# Exercise task
Find each line containing the word "styles" and report how many there are. Add nothing else.

# Collected data

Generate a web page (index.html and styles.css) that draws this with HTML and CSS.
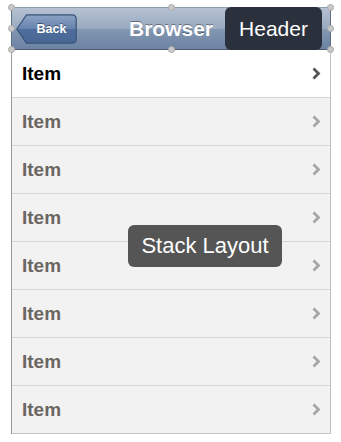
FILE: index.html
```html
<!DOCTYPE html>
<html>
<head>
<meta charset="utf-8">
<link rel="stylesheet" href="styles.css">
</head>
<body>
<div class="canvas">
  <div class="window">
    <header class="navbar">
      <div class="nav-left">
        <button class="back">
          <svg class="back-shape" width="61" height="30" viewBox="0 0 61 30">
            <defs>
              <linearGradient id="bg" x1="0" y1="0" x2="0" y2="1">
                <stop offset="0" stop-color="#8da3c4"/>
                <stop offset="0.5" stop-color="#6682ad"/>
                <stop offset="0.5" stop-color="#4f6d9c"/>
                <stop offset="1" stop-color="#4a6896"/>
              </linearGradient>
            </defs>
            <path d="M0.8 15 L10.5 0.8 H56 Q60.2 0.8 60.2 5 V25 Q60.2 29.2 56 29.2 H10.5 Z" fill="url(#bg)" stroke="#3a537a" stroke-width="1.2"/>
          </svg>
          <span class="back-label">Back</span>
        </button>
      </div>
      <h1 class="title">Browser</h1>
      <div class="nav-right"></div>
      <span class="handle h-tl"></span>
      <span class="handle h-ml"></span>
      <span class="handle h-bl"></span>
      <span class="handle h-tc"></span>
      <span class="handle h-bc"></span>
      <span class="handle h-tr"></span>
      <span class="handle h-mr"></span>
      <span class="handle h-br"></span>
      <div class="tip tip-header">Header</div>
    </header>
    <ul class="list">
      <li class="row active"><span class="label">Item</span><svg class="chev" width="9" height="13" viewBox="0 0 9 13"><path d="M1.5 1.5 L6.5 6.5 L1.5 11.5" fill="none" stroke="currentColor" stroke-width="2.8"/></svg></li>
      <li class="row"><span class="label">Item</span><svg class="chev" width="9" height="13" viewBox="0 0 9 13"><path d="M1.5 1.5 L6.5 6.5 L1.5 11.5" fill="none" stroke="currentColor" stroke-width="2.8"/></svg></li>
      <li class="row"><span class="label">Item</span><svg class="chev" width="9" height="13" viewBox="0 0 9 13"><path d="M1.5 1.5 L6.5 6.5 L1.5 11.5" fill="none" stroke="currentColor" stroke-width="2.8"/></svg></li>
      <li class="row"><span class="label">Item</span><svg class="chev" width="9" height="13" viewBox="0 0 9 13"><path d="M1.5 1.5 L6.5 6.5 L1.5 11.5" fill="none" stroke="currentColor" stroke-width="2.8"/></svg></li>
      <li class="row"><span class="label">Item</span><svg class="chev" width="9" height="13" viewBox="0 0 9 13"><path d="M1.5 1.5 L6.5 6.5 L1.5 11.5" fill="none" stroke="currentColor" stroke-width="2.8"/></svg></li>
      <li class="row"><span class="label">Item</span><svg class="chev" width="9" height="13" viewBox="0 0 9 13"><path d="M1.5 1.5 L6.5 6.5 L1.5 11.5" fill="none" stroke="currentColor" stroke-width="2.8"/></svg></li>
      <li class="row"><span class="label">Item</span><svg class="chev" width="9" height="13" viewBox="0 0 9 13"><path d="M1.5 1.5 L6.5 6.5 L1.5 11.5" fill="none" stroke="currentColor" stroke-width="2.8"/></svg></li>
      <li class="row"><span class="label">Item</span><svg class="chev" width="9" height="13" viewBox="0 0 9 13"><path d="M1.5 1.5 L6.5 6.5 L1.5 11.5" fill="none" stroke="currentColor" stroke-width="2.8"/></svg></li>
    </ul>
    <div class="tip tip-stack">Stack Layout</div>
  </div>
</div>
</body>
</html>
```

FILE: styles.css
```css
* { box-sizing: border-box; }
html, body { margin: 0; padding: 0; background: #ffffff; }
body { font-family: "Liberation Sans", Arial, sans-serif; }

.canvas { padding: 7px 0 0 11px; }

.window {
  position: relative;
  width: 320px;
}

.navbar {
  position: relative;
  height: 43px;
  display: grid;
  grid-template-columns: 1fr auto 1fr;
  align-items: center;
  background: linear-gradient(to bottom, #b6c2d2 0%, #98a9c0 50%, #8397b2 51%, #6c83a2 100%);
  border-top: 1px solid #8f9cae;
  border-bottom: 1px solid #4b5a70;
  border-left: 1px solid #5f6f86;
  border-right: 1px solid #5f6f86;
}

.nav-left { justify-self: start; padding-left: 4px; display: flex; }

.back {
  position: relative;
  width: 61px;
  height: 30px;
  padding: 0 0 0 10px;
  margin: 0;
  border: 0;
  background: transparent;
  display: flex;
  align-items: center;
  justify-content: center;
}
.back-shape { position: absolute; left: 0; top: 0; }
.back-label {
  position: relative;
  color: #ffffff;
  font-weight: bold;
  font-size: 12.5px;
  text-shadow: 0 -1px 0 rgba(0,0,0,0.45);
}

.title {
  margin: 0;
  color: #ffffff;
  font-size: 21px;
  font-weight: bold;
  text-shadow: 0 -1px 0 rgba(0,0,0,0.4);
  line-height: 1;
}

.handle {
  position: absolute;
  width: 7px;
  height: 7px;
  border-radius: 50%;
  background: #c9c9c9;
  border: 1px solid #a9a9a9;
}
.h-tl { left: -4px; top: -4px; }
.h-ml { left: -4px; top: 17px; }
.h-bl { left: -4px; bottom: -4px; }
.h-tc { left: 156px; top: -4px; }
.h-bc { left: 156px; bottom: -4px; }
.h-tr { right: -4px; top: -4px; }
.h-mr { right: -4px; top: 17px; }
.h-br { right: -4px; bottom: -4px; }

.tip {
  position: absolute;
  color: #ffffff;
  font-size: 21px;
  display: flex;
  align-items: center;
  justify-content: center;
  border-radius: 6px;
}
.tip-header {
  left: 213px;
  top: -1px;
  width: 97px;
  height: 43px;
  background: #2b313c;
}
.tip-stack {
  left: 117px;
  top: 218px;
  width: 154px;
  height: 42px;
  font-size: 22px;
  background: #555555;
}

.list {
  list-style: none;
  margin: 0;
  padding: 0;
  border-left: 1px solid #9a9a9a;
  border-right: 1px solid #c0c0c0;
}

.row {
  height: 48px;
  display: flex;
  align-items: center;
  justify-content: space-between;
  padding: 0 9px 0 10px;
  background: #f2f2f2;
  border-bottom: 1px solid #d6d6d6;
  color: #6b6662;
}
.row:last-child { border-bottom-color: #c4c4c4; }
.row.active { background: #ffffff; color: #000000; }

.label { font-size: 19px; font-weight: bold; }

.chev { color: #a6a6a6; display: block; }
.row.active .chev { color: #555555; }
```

# Reply
3